For two hours each day, students are taught by computers designed to meet children at their particular level and drill them in rote skills like addition or subtraction. They spend the rest of the day in more typical classrooms with teachers, tackling more complex work like critical thinking.
Computers shave 25 percent from Rocketship’s labor costs — savings used to extend the school day to eight hours, pay higher salaries to its nonunion teachers and to construct its own school facilities, among other things. One Rocketship school is a replica of the next — everything is identical, down to the paint scheme: forest green and beige with purple accents.
But teachers and principals say there’s a problem with Rocketship’s current model: It isn’t really working. Teachers generally tweak lessons based on how well students are mastering concepts. That’s hard to do when instruction happens in learning lab. And not every kid engages with the computers.
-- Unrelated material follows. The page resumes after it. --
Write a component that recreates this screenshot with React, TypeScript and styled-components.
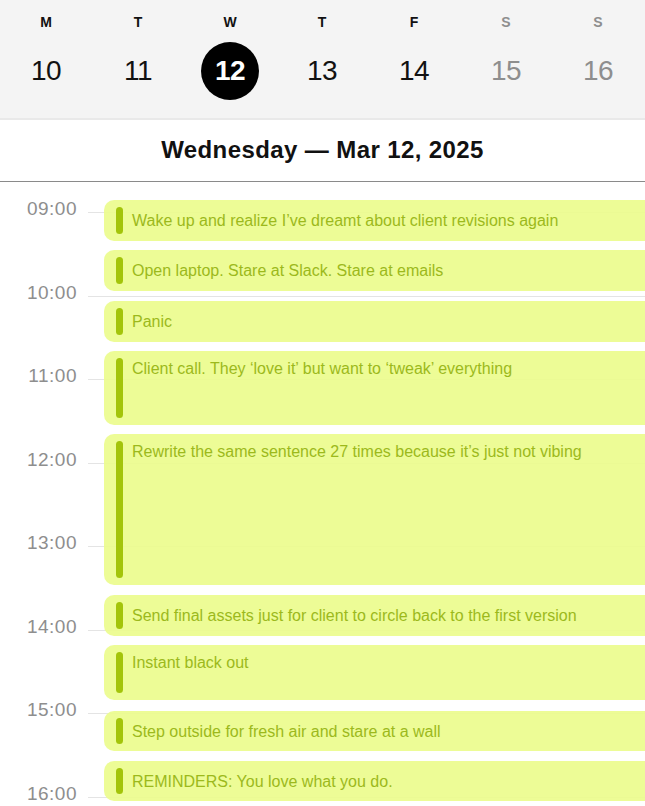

One principal told PBS big changes were coming to Rocketship’s model, predicting next year the computers will come out of the learning lab and go back into classes. But he’s confident that the schools will hit on a model that works.
Rocketship, of course, isn’t the only school experimenting with blended learning — last fall we wrote about Carpe Diem, which just opened in Indianapolis. Both schools are sponsored by the Indiana Charter School Board, and they’ve both been awarded multiple charters.
For years the Indianapolis Mayor’s Office and Ball State University handled the majority of charter school applications in the state. That changed when the legislature increased the number of eligible authorizers in 2011 and created the ICSB. It’s been incubated in the Department of Education but this month breaks off as an independent chartering organization.
The ICSB has already approved 14 schools, three of which are already open. Another 10 schools will open in August, plus Rocketship’s Indianapolis school in 2015.